### GIVEN DATA
======
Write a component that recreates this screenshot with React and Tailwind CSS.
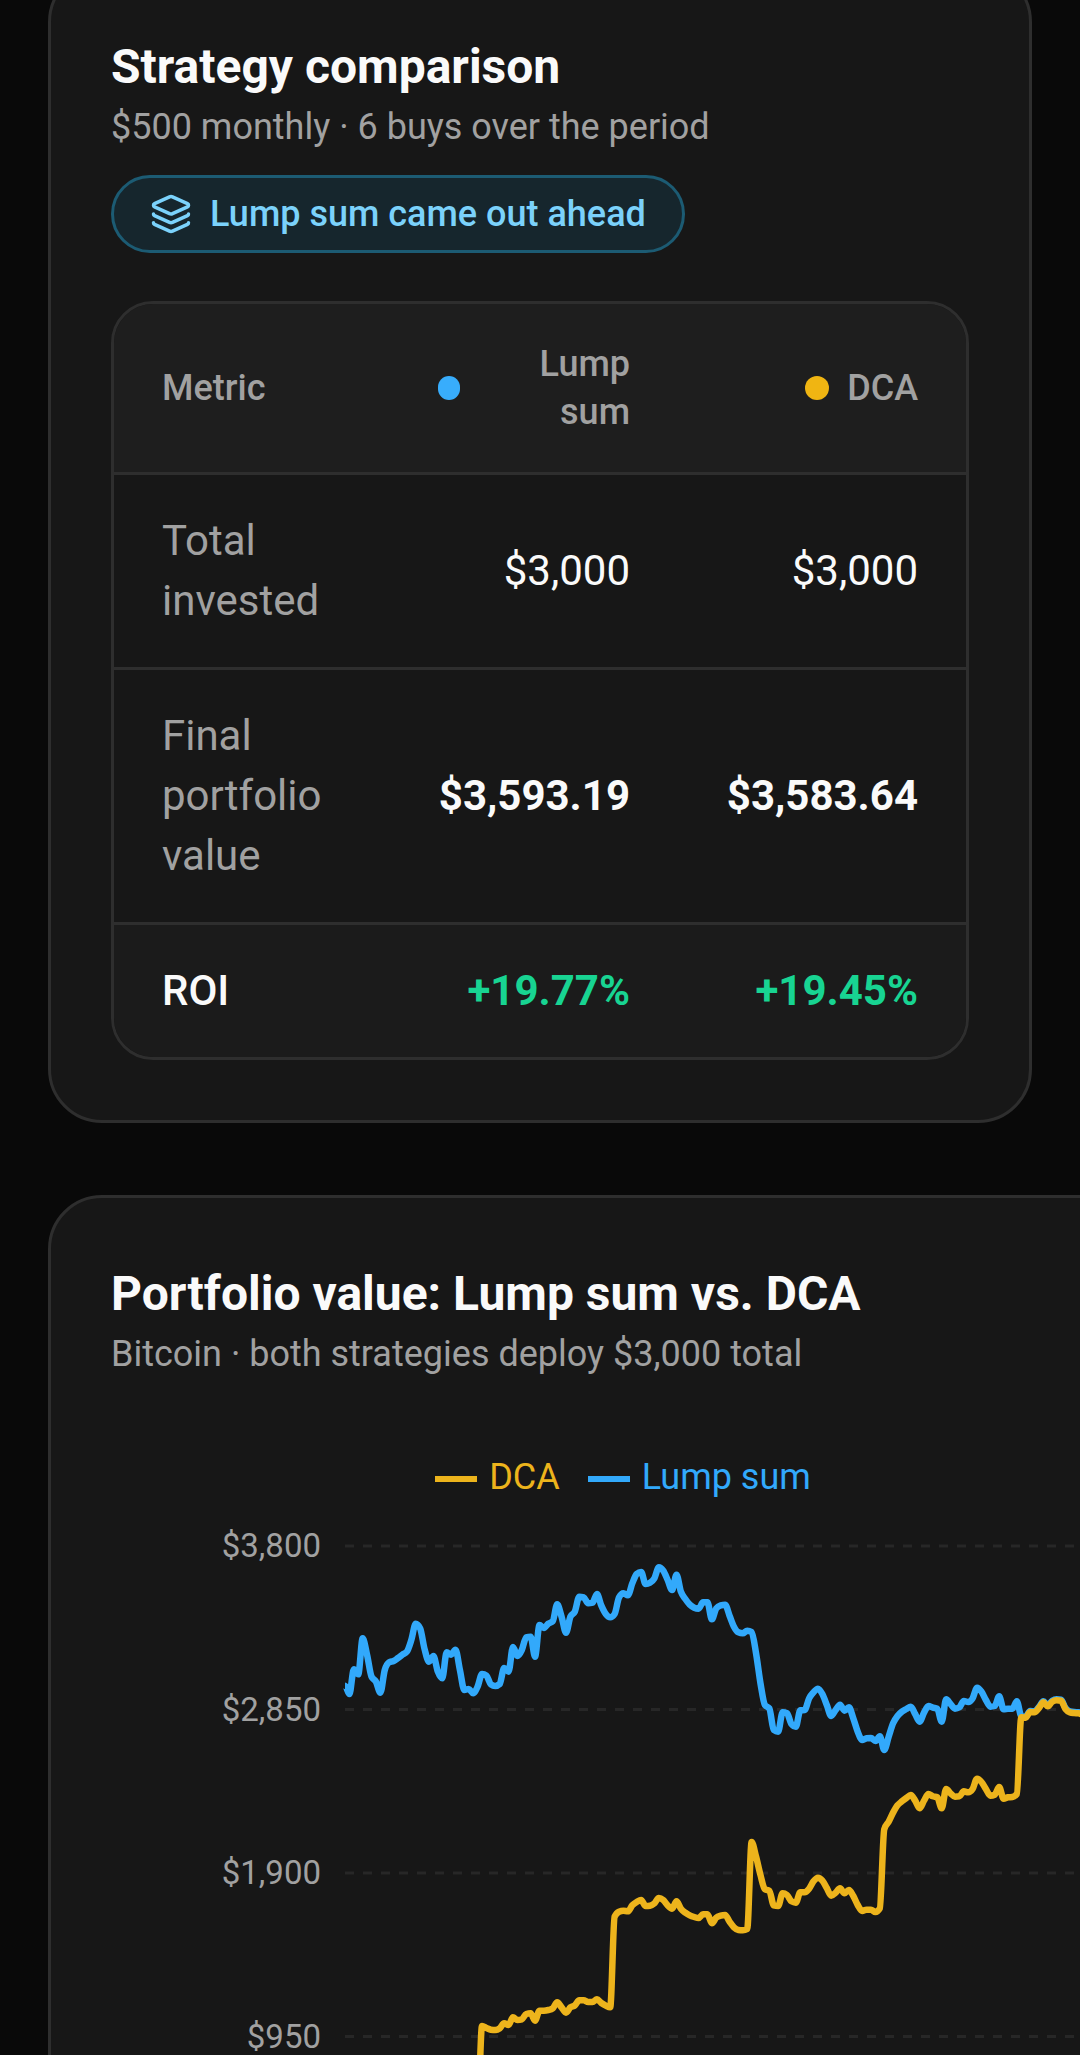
======
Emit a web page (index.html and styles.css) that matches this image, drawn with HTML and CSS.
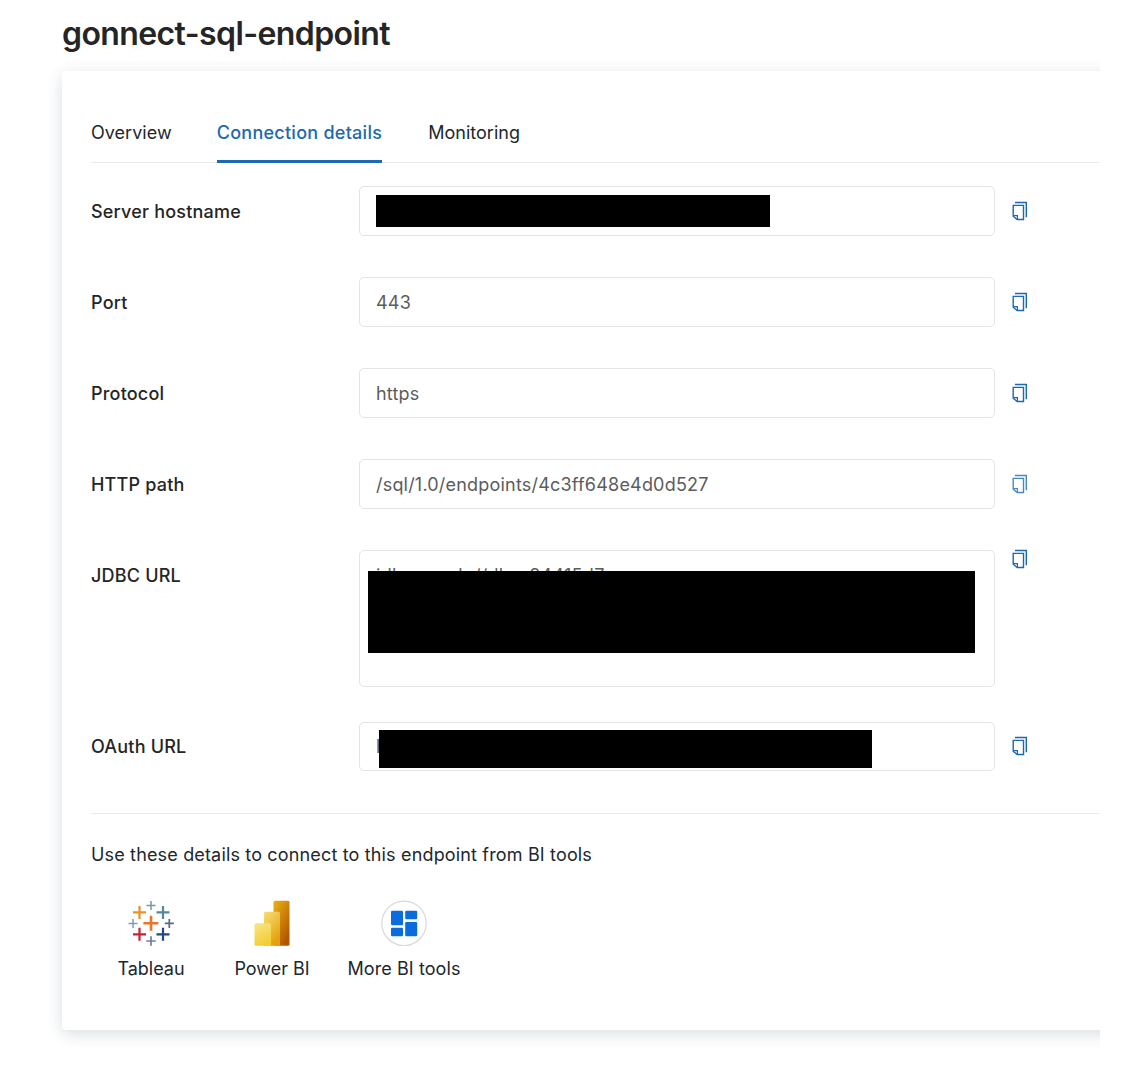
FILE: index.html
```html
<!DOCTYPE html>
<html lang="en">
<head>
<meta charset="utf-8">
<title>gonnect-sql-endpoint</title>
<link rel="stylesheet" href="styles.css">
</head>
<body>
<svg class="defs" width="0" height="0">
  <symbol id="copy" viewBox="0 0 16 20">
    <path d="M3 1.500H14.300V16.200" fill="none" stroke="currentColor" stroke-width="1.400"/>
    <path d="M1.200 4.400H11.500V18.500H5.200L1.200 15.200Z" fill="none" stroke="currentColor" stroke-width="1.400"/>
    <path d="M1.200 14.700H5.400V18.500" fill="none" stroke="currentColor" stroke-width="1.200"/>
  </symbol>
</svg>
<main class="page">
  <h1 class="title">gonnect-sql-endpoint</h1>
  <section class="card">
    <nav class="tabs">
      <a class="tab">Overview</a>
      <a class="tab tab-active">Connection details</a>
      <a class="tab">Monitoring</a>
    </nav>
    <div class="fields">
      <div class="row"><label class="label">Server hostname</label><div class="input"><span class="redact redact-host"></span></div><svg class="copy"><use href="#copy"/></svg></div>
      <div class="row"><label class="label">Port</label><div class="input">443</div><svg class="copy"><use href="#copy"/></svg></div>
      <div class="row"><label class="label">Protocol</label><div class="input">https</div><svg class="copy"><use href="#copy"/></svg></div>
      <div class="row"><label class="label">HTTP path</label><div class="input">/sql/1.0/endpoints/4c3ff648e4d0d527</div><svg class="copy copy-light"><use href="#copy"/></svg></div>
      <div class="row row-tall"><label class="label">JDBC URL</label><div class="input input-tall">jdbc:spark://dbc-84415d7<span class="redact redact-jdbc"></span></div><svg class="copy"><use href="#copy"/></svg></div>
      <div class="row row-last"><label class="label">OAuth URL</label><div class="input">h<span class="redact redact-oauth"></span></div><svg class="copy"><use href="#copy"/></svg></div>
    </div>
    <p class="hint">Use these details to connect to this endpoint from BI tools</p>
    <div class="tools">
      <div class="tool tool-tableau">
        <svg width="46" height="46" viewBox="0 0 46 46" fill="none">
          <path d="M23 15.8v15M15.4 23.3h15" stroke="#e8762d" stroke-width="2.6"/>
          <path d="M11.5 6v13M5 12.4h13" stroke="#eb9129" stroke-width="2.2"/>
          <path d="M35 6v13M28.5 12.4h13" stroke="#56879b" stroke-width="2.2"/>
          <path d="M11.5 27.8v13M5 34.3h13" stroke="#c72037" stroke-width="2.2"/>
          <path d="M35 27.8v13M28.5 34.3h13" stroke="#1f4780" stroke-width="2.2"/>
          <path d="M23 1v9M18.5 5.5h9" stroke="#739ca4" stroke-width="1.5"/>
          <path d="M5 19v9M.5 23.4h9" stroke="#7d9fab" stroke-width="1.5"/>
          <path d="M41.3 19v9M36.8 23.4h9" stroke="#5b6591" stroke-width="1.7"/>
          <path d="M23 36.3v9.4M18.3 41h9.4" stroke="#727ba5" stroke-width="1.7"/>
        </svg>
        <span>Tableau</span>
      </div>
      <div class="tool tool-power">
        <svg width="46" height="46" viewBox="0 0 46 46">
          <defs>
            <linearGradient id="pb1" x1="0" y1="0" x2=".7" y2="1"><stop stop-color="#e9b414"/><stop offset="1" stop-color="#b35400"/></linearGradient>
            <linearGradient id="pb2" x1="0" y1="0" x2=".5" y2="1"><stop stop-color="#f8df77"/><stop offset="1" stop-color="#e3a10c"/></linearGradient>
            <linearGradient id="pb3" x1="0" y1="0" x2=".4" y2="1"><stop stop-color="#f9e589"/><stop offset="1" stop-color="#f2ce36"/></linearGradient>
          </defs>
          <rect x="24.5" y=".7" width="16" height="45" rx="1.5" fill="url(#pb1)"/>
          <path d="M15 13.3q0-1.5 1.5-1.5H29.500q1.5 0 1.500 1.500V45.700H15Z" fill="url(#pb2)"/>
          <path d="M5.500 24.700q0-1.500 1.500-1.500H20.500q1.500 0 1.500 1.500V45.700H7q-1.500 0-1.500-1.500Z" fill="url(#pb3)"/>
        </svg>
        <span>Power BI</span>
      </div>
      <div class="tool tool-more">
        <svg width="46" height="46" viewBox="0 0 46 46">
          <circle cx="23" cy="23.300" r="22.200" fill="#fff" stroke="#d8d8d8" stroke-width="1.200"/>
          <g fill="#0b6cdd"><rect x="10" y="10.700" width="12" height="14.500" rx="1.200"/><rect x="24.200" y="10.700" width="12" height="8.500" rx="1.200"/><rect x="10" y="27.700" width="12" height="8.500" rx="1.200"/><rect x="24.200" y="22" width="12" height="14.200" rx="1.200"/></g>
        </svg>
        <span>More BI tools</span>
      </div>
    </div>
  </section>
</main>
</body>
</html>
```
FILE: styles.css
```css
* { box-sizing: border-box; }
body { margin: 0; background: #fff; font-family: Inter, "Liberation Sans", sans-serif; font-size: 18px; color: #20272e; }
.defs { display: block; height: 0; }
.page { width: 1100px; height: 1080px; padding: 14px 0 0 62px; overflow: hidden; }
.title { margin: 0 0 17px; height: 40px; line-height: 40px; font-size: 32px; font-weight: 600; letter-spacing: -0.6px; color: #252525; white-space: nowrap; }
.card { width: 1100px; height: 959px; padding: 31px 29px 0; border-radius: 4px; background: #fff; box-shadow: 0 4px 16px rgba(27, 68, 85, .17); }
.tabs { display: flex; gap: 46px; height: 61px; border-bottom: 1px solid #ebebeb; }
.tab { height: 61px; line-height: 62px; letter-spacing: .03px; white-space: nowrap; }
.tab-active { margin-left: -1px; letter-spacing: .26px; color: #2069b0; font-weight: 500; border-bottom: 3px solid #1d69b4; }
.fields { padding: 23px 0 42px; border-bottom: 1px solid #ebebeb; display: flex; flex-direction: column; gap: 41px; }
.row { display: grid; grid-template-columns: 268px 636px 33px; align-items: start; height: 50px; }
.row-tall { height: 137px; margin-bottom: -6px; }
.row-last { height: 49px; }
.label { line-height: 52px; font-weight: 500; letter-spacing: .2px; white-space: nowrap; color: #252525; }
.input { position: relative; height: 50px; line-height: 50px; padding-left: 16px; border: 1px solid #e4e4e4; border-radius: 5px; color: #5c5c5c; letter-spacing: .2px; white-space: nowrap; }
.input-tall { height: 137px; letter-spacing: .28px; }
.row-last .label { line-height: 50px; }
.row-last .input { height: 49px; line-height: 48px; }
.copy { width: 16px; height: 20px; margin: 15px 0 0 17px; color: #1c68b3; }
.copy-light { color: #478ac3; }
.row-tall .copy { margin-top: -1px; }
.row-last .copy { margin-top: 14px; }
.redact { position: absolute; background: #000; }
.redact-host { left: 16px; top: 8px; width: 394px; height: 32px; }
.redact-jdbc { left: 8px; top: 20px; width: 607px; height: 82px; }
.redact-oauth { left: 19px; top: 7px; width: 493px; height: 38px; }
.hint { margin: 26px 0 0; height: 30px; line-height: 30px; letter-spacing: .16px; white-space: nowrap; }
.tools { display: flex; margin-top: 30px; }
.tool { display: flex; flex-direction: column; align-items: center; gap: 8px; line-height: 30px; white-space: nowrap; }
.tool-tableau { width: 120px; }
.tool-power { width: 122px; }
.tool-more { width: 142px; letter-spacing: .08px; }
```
======
### WRITTEN REQUEST
Copy every line of the material in which the word "that" occurs.

### RESULT BELOW
Write a component that recreates this screenshot with React and Tailwind CSS.
Emit a web page (index.html and styles.css) that matches this image, drawn with HTML and CSS.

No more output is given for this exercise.